Horses see things differently. They are large and powerful animals and can at times be intimidating up close, but they are the prototypical prey species. They offer us a practical method to see meaningful alternatives to our own voracious way of life. When we spend the time to see the world through their eyes, we can visualize a path to transform our predatory appetites. They challenge us to undertake the journey of mastering ourselves, rather than everything around us.

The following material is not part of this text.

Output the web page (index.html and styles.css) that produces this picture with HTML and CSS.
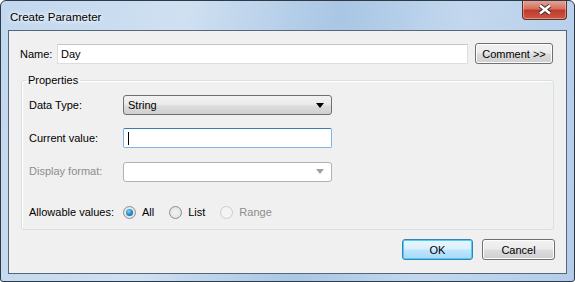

Teaching without preaching, horses lead by example and employ the lessons of experience. They epitomize immersive learning at its best. And they challenge us with their formidable size and strength to bring results through collaboration rather than by force. Horses have developed their own compelling models of fairness, forgiveness, and leadership. They have acquired a group identity, a consciousness not as singular beings but as members of a family, a herd. They see themselves not as individuals in the isolated context of “me” but as relatives in a family in the broader framework of “we.” And they derive a powerful and gratifying sense of inclusion from it.

Horses share resources for the benefit of the herd. They are a wise, gentle species that eschews the notion that might defines right. While stallions with their reproductive imperative come and go, the alpha mare endures as herd leader. Because they understand what it means to be hunted, horses have the most profound appreciation for the benefits of peace. They yearn for harmony, kindness, and tranquility; they crave freedom from anxiety, abuse and predation. With their nonviolent attitude, horses are a testament that a partnership based on trust is far more productive than one that relies on dominance.

I thanked Linda for her heartfelt reading. Shadow was eating the grass at my feet in such a way that his body made my own disappear; the camera only capturing my head—a mythological centaur in the midst of getting hitched. Nacho had stopped eating grass and was pawing the ground with his left foreleg. Was this his sign of consent?

Gayle was moving to the ring exchange. Dennis and I didn’t want wedding bands—this wasn’t our first rodeo—and I had neglected to give him my engagement ring before the ceremony. I placed Shadow’s reins between my legs, a gesture that would make any true equestrian cringe, as I pulled at the glove on my left hand. Shadow, sensing the loosening of his reins, trotted a few steps further on, his nose down, ready to hoover up more grass.

My glove fell to the ground. I picked it up, took off my ring and handed it to Dennis. Linda was giggling. Nacho was nodding his head up and down in big gestures. Gayle was maneuvering away from Shadow’s roving hindquarters.

Time seemed to stand still until I realized Dennis was holding the ring before my finger.

“Lisa, each time you put on this ring, may it remind us both of the love, joy and commitment we share.”

I suddenly regained my presence of mind. I smiled at Dennis and thought, yes, this is truly wonderful.

Then Gayle pronounced:

“Dennis and Lisa, you have chosen each other, among all others, to journey through life together. Today, you shared words of trust and loving commitment, and you consented to marriage. Now it’s my privilege to say, by the power vested in me by the Commonwealth of Massachusetts, but most especially by the power of your own love, that I now pronounce you husband and wife. You may seal your marriage with a kiss or a neigh!”

After Dennis and I engaged in a quick smooch, Linda made the suggestion of a lifetime.

“Let’s move the horses to the frozen footing of the dressage arena for photographs!”

Photo courtesy of the author.

“Good thinking,” I said, laughing and leading Shadow a mere ten feet away to solid ground, where the horses behaved picture-perfectly—calm and sweet, comical even—and we stole away with beautiful snapshots that will forever remind me of my dream-come-true of a day: a wedding in the presence of horses.